Track information and durations are adapted from Spotify and YouTube Music.

"Kar Le Shaadi", picturised on Manjrekar and Kumar, is structured as a playful exchange in which a father encourages his daughter to marry. It was sung by Jazim Sharma, Deepali Sathe and Rimi Dhar, composed by Sharma and written by J. P. Gangwar.

"Jalwa" was performed by Suvarna Tiwari and Jazim Sharma, composed by Sharma and written by J. P. Gangwar. "Byaah To Baad" was performed by Riyaa Sengupta, Kaavir and Arushi Krishna; Krishna composed the song and J. P. Gangwar wrote its lyrics.

== Release ==
Dulhaniya Le Aaeegi received a U/A certificate dated 16 July 2026. The certification listing reported a running time of 128 minutes. BookMyShow also lists the film as a 128-minute Hindi comedy-drama-family film with a U/A 13+ classification. Contemporary listings and reviews otherwise reported runtimes of either 127 or 128 minutes. First Film Studios LLP handled distribution. The film opened theatrically in India on 24 July 2026.

== Reception ==
The film received mixed-to-positive reviews on its release. Critics generally praised the performances and family-oriented tone, while some identified predictability and slower pacing in the second half as weaknesses.
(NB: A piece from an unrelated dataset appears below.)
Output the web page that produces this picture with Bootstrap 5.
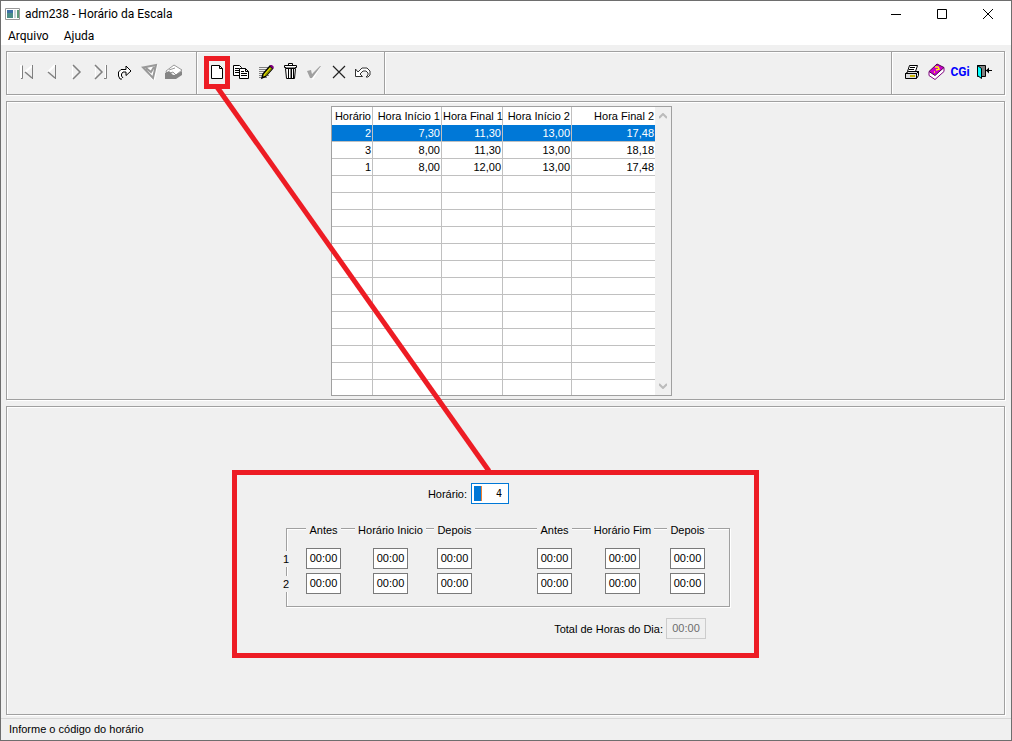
<!DOCTYPE html>
<html lang="pt-BR">
<head>
<meta charset="utf-8">
<meta name="viewport" content="width=device-width, initial-scale=1">
<title>adm238 - Horário da Escala</title>
<link href="https://cdn.jsdelivr.net/npm/bootstrap@5.3.0/dist/css/bootstrap.min.css" rel="stylesheet">
<style>
  :root { --face: #f0f0f0; --edge: #a0a0a0; --blue: #0078d7; --red: #ed1c24; }
  body { font-family: "Liberation Sans", Arial, sans-serif; font-size: 11px; line-height: 16px; color: #000; background: var(--face); }
  .window { border: 1px solid #6e6e6e; }
  .caption, .menus { font-family: Roboto, "Segoe UI", sans-serif; font-size: 12px; background: #fff; }
  .caption { height: 25px; }
  .caption h1 { font-size: 12px; line-height: 24px; font-weight: 400; padding-left: 5px; }
  .caption button { width: 46px; height: 25px; }
  .menus { height: 19px; line-height: 20px; padding-left: 7px; gap: 15px; }
  .menus a { color: #000; text-decoration: none; }
  button { border: 0; background: transparent; padding: 0; color: #000; }
  svg { display: block; }
  main { padding: 0 6px 0 5px; }
  .etched { border: 1px solid var(--edge); box-shadow: inset 1px 1px #fff, 1px 1px #fff; }
  .tools { height: 44px; margin-top: 6px; }
  .tools > div { padding: 0 8px 3px 8px; }
  .tools .wide { width: 190px; padding-right: 10px; }
  .tools .mid { width: 188px; padding-left: 8px; padding-right: 9px; }
  .tools .split { border-right: 1px solid var(--edge); box-shadow: 1px 0 #fff; }
  .tools .split-start { border-left: 1px solid var(--edge); box-shadow: inset 1px 0 #fff; }
  .tools button { width: 24px; height: 24px; display: flex; align-items: center; justify-content: center; }
  .tools .cgi { font: 700 12px/16px Roboto, "Liberation Sans", sans-serif; color: #00f; }
  .call-out { inset: -4px -1px -5px; border: 5px solid var(--red); }
  .browse { margin-top: 6px; padding: 4px 8px 3px 0; }
  .listing { border: 1px solid var(--edge); background: #fff; }
  .listing table { width: 323px; table-layout: fixed; border-collapse: separate; border-spacing: 0; }
  .listing th { font-weight: 400; height: 18px; line-height: 17px; }
  .listing td { height: 17px; line-height: 16px; border-bottom: 1px solid #c0c0c0; }
  .listing tr > * { padding: 0 1px; text-align: right; white-space: nowrap; border-right: 1px solid #c0c0c0; }
  .listing tr > :last-child { border-right: 0; }
  .listing tbody tr:last-child td { height: 15px; border-bottom: 0; }
  .listing .picked td { background: var(--blue); color: #fff; }
  .col-code { width: 41px; }
  .col-start { width: 69px; }
  .col-end { width: 61px; }
  .track { width: 16px; background: var(--face); padding: 6px 0; }
  .editor { margin-top: 6px; padding: 63px 20px 0 0; }
  .framed { width: 527px; border: 5px solid var(--red); padding: 8px 22px 14px 49px; }
  .framed input { height: 21px; border: 1px solid #7a7a7a; background: #fff; padding: 0 0 1px; text-align: center; border-radius: 0; color: #000; outline: 0; }
  .framed .code { width: 38px; border-color: var(--blue); padding-right: 6px; text-align: right; font-family: "DejaVu Sans Mono", monospace; font-size: 10px;
    background: linear-gradient(90deg, var(--blue) 7px, #f08030 7px) 2px 2px / 8px 15px no-repeat #fff; }
  .lead-field { padding-right: 223px; }
  .hours { margin-top: 24px; height: 79px; width: 444px; }
  .hours .cells { display: grid; grid-template-columns: 8px 67px 67px 61px 36px 67px 69px 61px; grid-template-rows: 28px 21px 21px; row-gap: 4px; margin: -13px 0 0 -5px; justify-items: center; align-items: center; }
  .cells span, .cells label { background: var(--face); padding: 0 3px; white-space: nowrap; }
  .cells .no { padding: 0; }
  .cells input { width: 35px; }
  .total { margin-top: 11px; padding-right: 26px; }
  .total label { padding-right: 3px; }
  .framed .total input { width: 40px; border-color: #ccc; background: var(--face); color: #6d6d6d; }
  .status { margin-top: 3px; border-top: 1px solid #d7d7d7; height: 22px; padding: 2px 8px; }
  .pointer { pointer-events: none; z-index: 5; }
</style>
</head>
<body>
<div class="window position-relative d-flex flex-column min-vh-100">
  <header class="caption d-flex align-items-center">
    <svg class="ms-1" width="15" height="12" viewBox="0 0 15 12"><path fill="#fff" stroke="#999" d="M.5.5h14v11H.5z"/><path fill="#4a8c86" d="M2 2h6v8H2z"/><path fill="#3d6fa5" d="M2 2h6v3H2z"/><path fill="#c8d4d8" d="M9 2h2v8H9z"/><path fill="#5d9a78" d="M12 2h2v8h-2z"/></svg>
    <h1 class="mb-0 me-auto">adm238 - Horário da Escala</h1>
    <button type="button" aria-label="Minimizar"><svg class="mx-auto" width="12" height="12"><path stroke="#000" d="M1 6.500h10"/></svg></button>
    <button type="button" aria-label="Maximizar"><svg class="mx-auto" width="12" height="12"><path fill="none" stroke="#000" d="M1.500 1.500h9v9h-9z"/></svg></button>
    <button type="button" aria-label="Fechar"><svg class="mx-auto" width="12" height="12"><path stroke="#000" d="M1 1l10 10M11 1L1 11"/></svg></button>
  </header>
  <nav class="menus d-flex"><a href="#">Arquivo</a><a href="#">Ajuda</a></nav>

  <main class="d-flex flex-column flex-grow-1">
    <div class="tools etched d-flex">
      <div class="wide split d-flex align-items-center justify-content-between">
        <button type="button" aria-label="Primeiro"><svg width="16" height="16" fill="none"><path stroke="#fff" stroke-width="2" d="M2 1v13M13 2L6 8"/><path stroke="#808080" d="M2 14.500h1.500v-13M13.500 1v14"/><path stroke="#808080" stroke-width="1.500" d="M13 14L6 8"/></svg></button>
        <button type="button" aria-label="Anterior"><svg width="16" height="16" fill="none"><path stroke="#fff" stroke-width="2" d="M11 1L4 8"/><path stroke="#808080" d="M11.500 1v14"/><path stroke="#808080" stroke-width="1.500" d="M11 14L4 8"/></svg></button>
        <button type="button" aria-label="Próximo"><svg width="16" height="16" fill="none"><path stroke="#fff" d="M4.500 15V1M5 15l7-7"/><path stroke="#808080" d="M5 1l7 7-7 7" stroke-width="1.500"/></svg></button>
        <button type="button" aria-label="Último"><svg width="16" height="16" fill="none"><path stroke="#fff" d="M2.500 15V1M12.500 1v13"/><path stroke="#808080" d="M2 1l7 7-7 7" stroke-width="1.500"/><path stroke="#808080" d="M13.500 1v13.500H11"/></svg></button>
        <button type="button" aria-label="Ir para"><svg width="16" height="16"><path fill="#fff" stroke="#000" d="M5 15H3L1.500 12V8L4 5.500h5V2l5 5-5 4.500V8H6L4.500 10v2L6 14"/></svg></button>
        <button type="button" aria-label="Filtrar"><svg width="18" height="18"><path fill="#fff" d="M2 5L17 1l-3 16h-3z"/><path fill="none" stroke="#999" stroke-width="2" d="M2 4.500L15 2l-3 13zM5 5l5 4 3-5"/></svg></button>
        <button type="button" aria-label="Catálogo"><svg width="18" height="18"><path fill="#fff" stroke="#999" d="M1 8l8-6 8 5-6 5-3-3-6 2z"/><path fill="#858585" d="M0 10l4-2 4 4h2l7-4v4l-6 4H0z"/><path stroke="#999" d="M4 7l6-2"/></svg></button>
      </div>
      <div class="mid split d-flex align-items-center justify-content-between">
        <button class="position-relative" type="button" aria-label="Novo"><svg width="16" height="16"><path fill="#fff" stroke="#000" d="M2.500 1.500h8l3 3v10h-11zM10.500 1.500v3h3"/></svg><i class="call-out position-absolute"></i></button>
        <button type="button" aria-label="Copiar"><svg width="16" height="16" fill="#fff" stroke="#000"><path d="M.5 1.500h6l2 2v8h-8zM2 4.500h4M2 6.500h5M2 8.500h5"/><path d="M6.500 4.500h6l3 3v7h-9zM12.500 4.500v3h3M8 7.500h3M8 9.500h6M8 11.500h6"/></svg></button>
        <button type="button" aria-label="Editar"><svg width="16" height="16"><path stroke="#808080" d="M1 3.500h9M1 5.500h8M1 7.500h6M1 9.500h5M1 11.500h10M1 13.500h8"/><path fill="#dd0" stroke="#000" stroke-width="1.500" d="M4 14l1-4 7-8 2.500 2.500-7 8z"/><path fill="#800080" d="M12 1h2l2 2-1 2-3-3z"/><path fill="#808000" d="M7 11l6-7 1 1-6 7z"/></svg></button>
        <button type="button" aria-label="Excluir"><svg width="16" height="17"><path fill="#fff" stroke="#000" d="M6.500 2.500v-2h4v2M2.500 2.500h12v2h-12zM3.500 5.500l1 10h8l1-10z"/><path stroke="#000" d="M6.500 6v9M9.500 6v9M11.500 6v9"/><path stroke="#888" d="M8.500 6v9M4 4.500h9"/></svg></button>
        <button type="button" aria-label="Confirmar"><svg width="16" height="16"><path fill="#fff" d="M2 8l3-1 2 3 8-8-1 2-7 12z"/><path fill="#a0a0a0" d="M1 7l4-1 1 4 8-8h1L6 14H4z"/></svg></button>
        <button type="button" aria-label="Cancelar"><svg width="16" height="16"><path stroke="#222" d="M2 2l12 12M14 2L2 14" stroke-width="1.200"/></svg></button>
        <button type="button" aria-label="Desfazer"><svg width="17" height="16" fill="none"><path fill="#fff" stroke="#333" d="M1.500 5v7.500h7L6 10l3-3h3l2 2v2l-2 2h2l2-2V7l-3-3H8L4 8z"/></svg></button>
      </div>
      <div class="split-start d-flex align-items-center ms-auto">
        <button type="button" aria-label="Imprimir"><svg width="16" height="16"><path fill="#fff" stroke="#000" d="M5.500 1.500h8l-2 6h-8z"/><path stroke="#000" d="M6 3.500h5M5 5.500h5"/><path fill="#ddd" stroke="#000" d="M1.500 9.500l3-2h10l-2 2zM1.500 9.500h11v5h-11zM12.500 9.500l2-2v4l-2 3"/><path stroke="#c8b400" stroke-width="2" d="M6 12h5"/></svg></button>
        <button type="button" aria-label="Manual"><svg width="17" height="17"><path fill="#fff" stroke="#800080" d="M1 8.500v4l6 4 9-8v-4"/><path fill="#c0c" stroke="#505" d="M1 8.500L9 1l7 3.500-9 8z"/><path fill="none" stroke="#ff0" stroke-width="1.500" d="M7 4l3 0 1 2-3 1M6 9h1"/></svg></button>
        <button class="cgi" type="button">CGi</button>
        <button type="button" aria-label="Sair"><svg width="16" height="16"><path fill="#808080" stroke="#000" d="M1.500 1.500h8v11h-8z"/><path fill="#0ff" stroke="#000" d="M1.500 1.500l4 3v10l-4-3z"/><path stroke="#000" d="M10 6.500h6"/><path d="M10 6.500l3-3v6z"/></svg></button>
      </div>
    </div>

    <section class="browse etched d-flex justify-content-center">
      <div class="listing d-flex">
        <table>
          <colgroup><col class="col-code"><col class="col-start"><col class="col-end"><col class="col-start"><col></colgroup>
          <thead><tr><th>Horário</th><th>Hora Início 1</th><th>Hora Final 1</th><th>Hora Início 2</th><th>Hora Final 2</th></tr></thead>
          <tbody>
            <tr class="picked"><td>2</td><td>7,30</td><td>11,30</td><td>13,00</td><td>17,48</td></tr>
            <tr><td>3</td><td>8,00</td><td>11,30</td><td>13,00</td><td>18,18</td></tr>
            <tr><td>1</td><td>8,00</td><td>12,00</td><td>13,00</td><td>17,48</td></tr>
            <tr><td></td><td></td><td></td><td></td><td></td></tr>
            <tr><td></td><td></td><td></td><td></td><td></td></tr>
            <tr><td></td><td></td><td></td><td></td><td></td></tr>
            <tr><td></td><td></td><td></td><td></td><td></td></tr>
            <tr><td></td><td></td><td></td><td></td><td></td></tr>
            <tr><td></td><td></td><td></td><td></td><td></td></tr>
            <tr><td></td><td></td><td></td><td></td><td></td></tr>
            <tr><td></td><td></td><td></td><td></td><td></td></tr>
            <tr><td></td><td></td><td></td><td></td><td></td></tr>
            <tr><td></td><td></td><td></td><td></td><td></td></tr>
            <tr><td></td><td></td><td></td><td></td><td></td></tr>
            <tr><td></td><td></td><td></td><td></td><td></td></tr>
            <tr><td></td><td></td><td></td><td></td><td></td></tr>
          </tbody>
        </table>
        <div class="track d-flex flex-column justify-content-between align-items-center">
          <svg width="8" height="6" fill="none"><path stroke="#bbb" stroke-width="2" d="M0 5l4-4 4 4"/></svg>
          <svg width="8" height="6" fill="none"><path stroke="#bbb" stroke-width="2" d="M0 1l4 4 4-4"/></svg>
        </div>
      </div>
    </section>

    <section class="editor etched flex-grow-1 d-flex justify-content-center align-items-start">
      <form class="framed">
        <div class="lead-field d-flex justify-content-end align-items-center">
          <label class="me-1" for="codigo">Horário:</label><input class="code" id="codigo" type="text" value="4">
        </div>
        <div class="hours etched">
          <div class="cells">
            <b></b><span>Antes</span><span>Horário Inicio</span><span>Depois</span><b></b><span>Antes</span><span>Horário Fim</span><span>Depois</span>
            <label class="no" for="a1">1</label><input id="a1" value="00:00"><input aria-label="Início 1" value="00:00"><input aria-label="Depois 1" value="00:00"><b></b><input aria-label="Antes do fim 1" value="00:00"><input aria-label="Fim 1" value="00:00"><input aria-label="Depois do fim 1" value="00:00">
            <label class="no" for="a2">2</label><input id="a2" value="00:00"><input aria-label="Início 2" value="00:00"><input aria-label="Depois 2" value="00:00"><b></b><input aria-label="Antes do fim 2" value="00:00"><input aria-label="Fim 2" value="00:00"><input aria-label="Depois do fim 2" value="00:00">
          </div>
        </div>
        <div class="total d-flex justify-content-end align-items-center">
          <label for="total">Total de Horas do Dia:</label><input id="total" value="00:00" disabled>
        </div>
      </form>
    </section>
  </main>
  <footer class="status">Informe o código do horário</footer>
  <svg class="pointer position-absolute top-0 start-0" width="520" height="480"><path stroke="#ed1c24" stroke-width="5" d="M216 86L488 470"/></svg>
</div>
<script src="https://cdn.jsdelivr.net/npm/bootstrap@5.3.0/dist/js/bootstrap.bundle.min.js"></script>
</body>
</html>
The Indo-Asian News Service review published by The Siasat Daily awarded the film 3.5 out of 5 stars. It praised Kumar's performance, the father–daughter relationship, the supporting cast and the integration of the music, describing the film as an engaging family entertainer.

India Forums rated the film 3 out of 5. Its review regarded Kumar as the standout performer and found the ensemble effective, but said that the second half occasionally lost momentum, some scenes were stretched and several conflicts were resolved conveniently.

Vandana Saini of Zee News Hindi gave the film 3 out of 5. She highlighted the performances of Kumar, Manjrekar and Mishra and the film's commentary on social attitudes towards marriage, but considered parts of the screenplay predictable and the second half slower.